Set exercise>
Return all of the data exactly as written, without the pictures.

Data lines>

↓

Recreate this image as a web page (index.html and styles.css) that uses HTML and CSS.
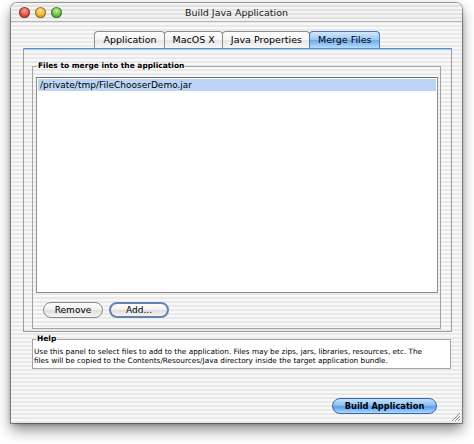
FILE: index.html
```html
<!DOCTYPE html>
<html>
<head>
<meta charset="utf-8">
<title>Build Java Application</title>
<link rel="stylesheet" href="styles.css">
</head>
<body>
<div class="stage">
  <div class="window">
    <div class="titlebar">
      <div class="lights">
        <span class="light red"></span>
        <span class="light yellow"></span>
        <span class="light green"></span>
      </div>
      <div class="title">Build Java Application</div>
      <div></div>
    </div>
    <div class="content">
      <div class="tabs">
        <div class="tab">Application</div>
        <div class="tab">MacOS X</div>
        <div class="tab">Java Properties</div>
        <div class="tab active">Merge Files</div>
      </div>
      <div class="pane">
        <fieldset class="group files">
          <legend>Files to merge into the application</legend>
          <div class="list">
            <div class="row selected">/private/tmp/FileChooserDemo.jar</div>
          </div>
          <div class="buttons">
            <button class="btn">Remove</button>
            <button class="btn focus">Add...</button>
          </div>
        </fieldset>
      </div>
      <fieldset class="group help">
        <legend>Help</legend>
        <div class="helptext">Use this panel to select files to add to the application. Files may be zips, jars, libraries, resources, etc. The files will be copied to the Contents/Resources/Java directory inside the target application bundle.</div>
      </fieldset>
      <div class="footer">
        <button class="btn default">Build Application</button>
      </div>
    </div>
    <svg class="grip" width="10" height="10" viewBox="0 0 10 10">
      <path d="M9 1 L1 9 M9 4 L4 9 M9 7 L7 9" stroke="#8a8a8a" stroke-width="1"/>
      <path d="M10 2 L2 10 M10 5 L5 10 M10 8 L8 10" stroke="#ffffff" stroke-width="1"/>
    </svg>
  </div>
</div>
</body>
</html>
```

FILE: styles.css
```css
* { box-sizing: border-box; }
html, body { margin: 0; padding: 0; background: #ffffff; }
body { font-family: "DejaVu Sans", "Liberation Sans", sans-serif; color: #000; }

.stage { padding: 3px 12px 21px 11px; height: 444px; }

.window {
  position: relative;
  width: 451px;
  height: 420px;
  border-radius: 6px 6px 0 0;
  background: repeating-linear-gradient(to bottom, #f8f8f8 0 2px, #e9e9e9 2px 4px);
  box-shadow: 0 0 0 1px rgba(0,0,0,0.32), 0 7px 14px rgba(0,0,0,0.45), 0 1px 4px rgba(0,0,0,0.25);
  display: flex;
  flex-direction: column;
}

.titlebar {
  height: 19px;
  display: grid;
  grid-template-columns: 1fr auto 1fr;
  align-items: center;
  border-radius: 6px 6px 0 0;
  border-bottom: 1px solid #b4b4b4;
  background: repeating-linear-gradient(to bottom, #f4f4f4 0 2px, #e2e2e2 2px 4px);
}
.lights { display: flex; gap: 5px; padding-left: 8px; }
.light {
  width: 11px; height: 11px; border-radius: 50%;
  box-shadow: inset 0 0 0 1px rgba(0,0,0,0.35);
}
.light.red { background: radial-gradient(circle at 50% 35%, #f7a8a0 0, #e0554c 45%, #b32a22 100%); }
.light.yellow { background: radial-gradient(circle at 50% 35%, #fde3a0 0, #f0b73a 45%, #c2801a 100%); }
.light.green { background: radial-gradient(circle at 50% 35%, #c8f0a8 0, #6cc24a 45%, #3b8a22 100%); }
.title { font-size: 9.5px; color: #1a1a1a; }

.content {
  flex: 1;
  display: flex;
  flex-direction: column;
  padding: 9px 10px 0 12px;
}

.tabs { display: flex; justify-content: center; height: 17px; }
.tab {
  height: 17px;
  padding: 0 7px 0 8px;
  margin-left: -1px;
  border: 1px solid #8e8e8e;
  border-bottom: none;
  border-radius: 4px 4px 0 0;
  background: linear-gradient(#ffffff, #f4f4f4 50%, #e6e6e6 50%, #f7f7f7);
  font-size: 9.5px;
  line-height: 16px;
  white-space: nowrap;
}
.tab.active {
  background: linear-gradient(#d4e8fc, #98c6f4 50%, #6aa9ec 50%, #b8dcfd);
  border-color: #5277ae;
}

.pane {
  height: 284px;
  border: 1px solid #9c9c9c;
  border-top: 1px solid #5a8bd0;
  box-shadow: inset 0 1px 0 #a9cdf5;
  padding: 12px 10px 1px 8px;
}

.group {
  margin: 0;
  min-width: 0;
  border: 1px solid #a4a4a4;
}
.group legend {
  padding: 0 1px;
  margin-left: 1px;
  font-size: 7.5px;
  font-weight: bold;
  line-height: 10px;
}
.files { padding: 6px 2px 9px 3px; height: 268px; }

.list {
  height: 216px;
  background: #ffffff;
  border: 1px solid #8e8e8e;
  border-top-color: #6e6e6e;
  padding: 1px;
}
.row {
  height: 12px;
  line-height: 12px;
  padding-left: 2px;
  font-size: 9px;
}
.row.selected { background: #bcd5f6; }

.buttons { display: flex; gap: 6px; margin-top: 9px; padding-left: 7px; }
.btn {
  font-family: "DejaVu Sans", "Liberation Sans", sans-serif;
  height: 16px;
  padding: 0;
  border: 1px solid #8a8a8a;
  border-radius: 8px;
  background: linear-gradient(#fefefe, #f1f1f1 45%, #dedede 55%, #f6f6f6);
  font-size: 9px;
  color: #000;
  line-height: 14px;
}
.buttons .btn { width: 60px; }
.btn.focus { border: 2px solid #6483b0; line-height: 12px; }

.help {
  margin: 2px 1px 0 9px;
  padding: 3px 20px 3px 1px;
  background: #ffffff;
}
.help legend { margin-left: 2px; }
.helptext { font-size: 7.3px; line-height: 9px; }

.footer { margin-top: auto; display: flex; justify-content: flex-end; padding: 0 15px 9px 0; }
.btn.default {
  width: 105px;
  border-color: #3d68a8;
  background: linear-gradient(#c4e0fb, #8dc0f3 45%, #5b9ded 55%, #a9dafd);
  font-weight: bold;
  font-size: 8.3px;
}

.grip { position: absolute; right: 1px; bottom: 1px; }
```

↑

Full solution>
Recreate this image as a web page (index.html and styles.css) that uses HTML and CSS.
FILE: index.html
```html
<!DOCTYPE html>
<html>
<head>
<meta charset="utf-8">
<title>Build Java Application</title>
<link rel="stylesheet" href="styles.css">
</head>
<body>
<div class="stage">
  <div class="window">
    <div class="titlebar">
      <div class="lights">
        <span class="light red"></span>
        <span class="light yellow"></span>
        <span class="light green"></span>
      </div>
      <div class="title">Build Java Application</div>
      <div></div>
    </div>
    <div class="content">
      <div class="tabs">
        <div class="tab">Application</div>
        <div class="tab">MacOS X</div>
        <div class="tab">Java Properties</div>
        <div class="tab active">Merge Files</div>
      </div>
      <div class="pane">
        <fieldset class="group files">
          <legend>Files to merge into the application</legend>
          <div class="list">
            <div class="row selected">/private/tmp/FileChooserDemo.jar</div>
          </div>
          <div class="buttons">
            <button class="btn">Remove</button>
            <button class="btn focus">Add...</button>
          </div>
        </fieldset>
      </div>
      <fieldset class="group help">
        <legend>Help</legend>
        <div class="helptext">Use this panel to select files to add to the application. Files may be zips, jars, libraries, resources, etc. The files will be copied to the Contents/Resources/Java directory inside the target application bundle.</div>
      </fieldset>
      <div class="footer">
        <button class="btn default">Build Application</button>
      </div>
    </div>
    <svg class="grip" width="10" height="10" viewBox="0 0 10 10">
      <path d="M9 1 L1 9 M9 4 L4 9 M9 7 L7 9" stroke="#8a8a8a" stroke-width="1"/>
      <path d="M10 2 L2 10 M10 5 L5 10 M10 8 L8 10" stroke="#ffffff" stroke-width="1"/>
    </svg>
  </div>
</div>
</body>
</html>
```

FILE: styles.css
```css
* { box-sizing: border-box; }
html, body { margin: 0; padding: 0; background: #ffffff; }
body { font-family: "DejaVu Sans", "Liberation Sans", sans-serif; color: #000; }

.stage { padding: 3px 12px 21px 11px; height: 444px; }

.window {
  position: relative;
  width: 451px;
  height: 420px;
  border-radius: 6px 6px 0 0;
  background: repeating-linear-gradient(to bottom, #f8f8f8 0 2px, #e9e9e9 2px 4px);
  box-shadow: 0 0 0 1px rgba(0,0,0,0.32), 0 7px 14px rgba(0,0,0,0.45), 0 1px 4px rgba(0,0,0,0.25);
  display: flex;
  flex-direction: column;
}

.titlebar {
  height: 19px;
  display: grid;
  grid-template-columns: 1fr auto 1fr;
  align-items: center;
  border-radius: 6px 6px 0 0;
  border-bottom: 1px solid #b4b4b4;
  background: repeating-linear-gradient(to bottom, #f4f4f4 0 2px, #e2e2e2 2px 4px);
}
.lights { display: flex; gap: 5px; padding-left: 8px; }
.light {
  width: 11px; height: 11px; border-radius: 50%;
  box-shadow: inset 0 0 0 1px rgba(0,0,0,0.35);
}
.light.red { background: radial-gradient(circle at 50% 35%, #f7a8a0 0, #e0554c 45%, #b32a22 100%); }
.light.yellow { background: radial-gradient(circle at 50% 35%, #fde3a0 0, #f0b73a 45%, #c2801a 100%); }
.light.green { background: radial-gradient(circle at 50% 35%, #c8f0a8 0, #6cc24a 45%, #3b8a22 100%); }
.title { font-size: 9.5px; color: #1a1a1a; }

.content {
  flex: 1;
  display: flex;
  flex-direction: column;
  padding: 9px 10px 0 12px;
}

.tabs { display: flex; justify-content: center; height: 17px; }
.tab {
  height: 17px;
  padding: 0 7px 0 8px;
  margin-left: -1px;
  border: 1px solid #8e8e8e;
  border-bottom: none;
  border-radius: 4px 4px 0 0;
  background: linear-gradient(#ffffff, #f4f4f4 50%, #e6e6e6 50%, #f7f7f7);
  font-size: 9.5px;
  line-height: 16px;
  white-space: nowrap;
}
.tab.active {
  background: linear-gradient(#d4e8fc, #98c6f4 50%, #6aa9ec 50%, #b8dcfd);
  border-color: #5277ae;
}

.pane {
  height: 284px;
  border: 1px solid #9c9c9c;
  border-top: 1px solid #5a8bd0;
  box-shadow: inset 0 1px 0 #a9cdf5;
  padding: 12px 10px 1px 8px;
}

.group {
  margin: 0;
  min-width: 0;
  border: 1px solid #a4a4a4;
}
.group legend {
  padding: 0 1px;
  margin-left: 1px;
  font-size: 7.5px;
  font-weight: bold;
  line-height: 10px;
}
.files { padding: 6px 2px 9px 3px; height: 268px; }

.list {
  height: 216px;
  background: #ffffff;
  border: 1px solid #8e8e8e;
  border-top-color: #6e6e6e;
  padding: 1px;
}
.row {
  height: 12px;
  line-height: 12px;
  padding-left: 2px;
  font-size: 9px;
}
.row.selected { background: #bcd5f6; }

.buttons { display: flex; gap: 6px; margin-top: 9px; padding-left: 7px; }
.btn {
  font-family: "DejaVu Sans", "Liberation Sans", sans-serif;
  height: 16px;
  padding: 0;
  border: 1px solid #8a8a8a;
  border-radius: 8px;
  background: linear-gradient(#fefefe, #f1f1f1 45%, #dedede 55%, #f6f6f6);
  font-size: 9px;
  color: #000;
  line-height: 14px;
}
.buttons .btn { width: 60px; }
.btn.focus { border: 2px solid #6483b0; line-height: 12px; }

.help {
  margin: 2px 1px 0 9px;
  padding: 3px 20px 3px 1px;
  background: #ffffff;
}
.help legend { margin-left: 2px; }
.helptext { font-size: 7.3px; line-height: 9px; }

.footer { margin-top: auto; display: flex; justify-content: flex-end; padding: 0 15px 9px 0; }
.btn.default {
  width: 105px;
  border-color: #3d68a8;
  background: linear-gradient(#c4e0fb, #8dc0f3 45%, #5b9ded 55%, #a9dafd);
  font-weight: bold;
  font-size: 8.3px;
}

.grip { position: absolute; right: 1px; bottom: 1px; }
```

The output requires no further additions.